SYSEN 5300: Systems Engineering and Six Sigma for the Design and Operation of Reliable Systems

The purpose of this course is to develop fundamental concepts, analytical skills, and practical tools in the design, operation, and control of reliable systems, including Green Belt and Black Belt Six Sigma training, across a variety of types of systems. The course contents are designed to include the complete spectrum of knowledge (with appropriate depth into key elements) necessary for participants to become active leaders in systems reliability analysis/management and a Six Sigma initiative. Green Belt and Black Belt certificates will be signed by the Cornell Systems Engineering Program Director to course participants satisfying specific course project and grade requirements.

Key Themes

  • First, we will focus on risk analysis with a particular emphasis on risk assessment and risk characterization. The key modeling tools we will study are how to conduct Failure Modes and Effects Analyses, including the development of fault trees and event trees under uncertainty.

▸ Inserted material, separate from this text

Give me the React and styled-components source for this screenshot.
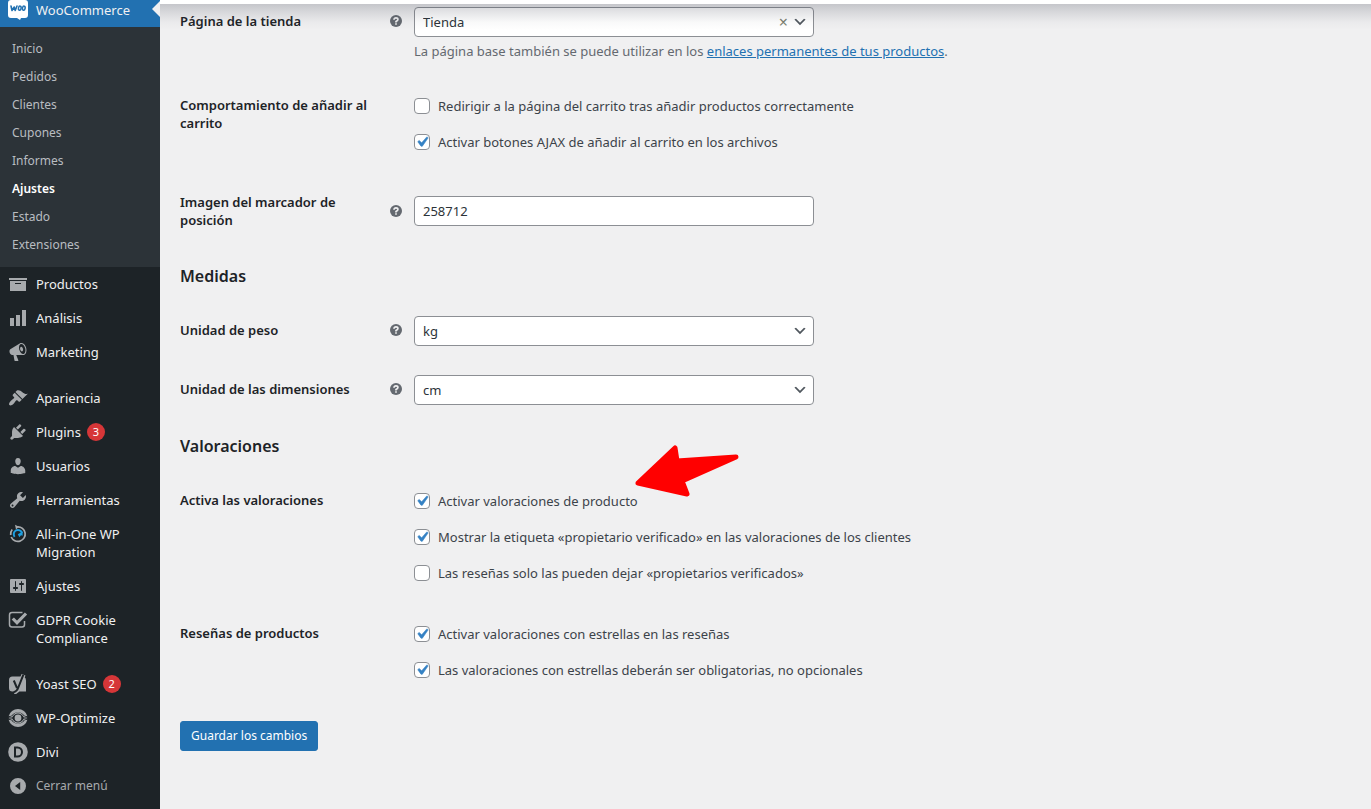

  • The second theme we will focus on is modeling component and system reliability, including the use of physical acceleration models. Reliability is the ability of a system or component to perform its required function under stated conditions for a specified period of time. Reliability analysis is an element of risk analysis. In general, risk analysis is substantially broader, including explicit treatment of the consequences of different types of failures.

  • The third theme we will focus on is Six Sigma and statistical process control for quality control and improvement. A key process in the operation of reliable systems is the development and effective use of mechanisms to detect when performance is deteriorating so that corrective action can be taken.

  • Fourth, we will focus on the improvement and optimization of system design for reliability. This will lead us to study the design of experiments and the estimation of response surfaces that can greatly catalyze innovation, problem solving, and discovery.


 

SYSEN 5400/6400: Theory and Practice of Systems Architecture

Systems Architecture is the study of the process by which we define the conceptual and high-level design of a system, called the architecture of the system. Architectural decisions are the first and most important design decisions of a system. They are made at the beginning of the systems engineering process, when the uncertainty and ambiguity on the system and its context are maximal. The goal of the Systems Architecture process is to select an architecture that ensures the system’s ability to satisfy stakeholders’ needs and goals sustainably over the system’s lifecycle. The concepts and skills needed to do system architecture are a mix of quantitative and qualitative tools, methods, and principles that span different disciplines, including graph theory, decision theory, optimization, statistics, and computer science, as well as a large body of domain-specific expertise about the system at hand. The goal of this course is to provide students with a set of tools, methods, concepts, mental models, and principles that will help them conduct system architecture studies more effectively, while giving them exposure to a number of real system architecture problems from a variety of industries. The course has a theoretical component but emphasizes practical applications of the theory. (This course was initially developed by Professor Dani Selva.)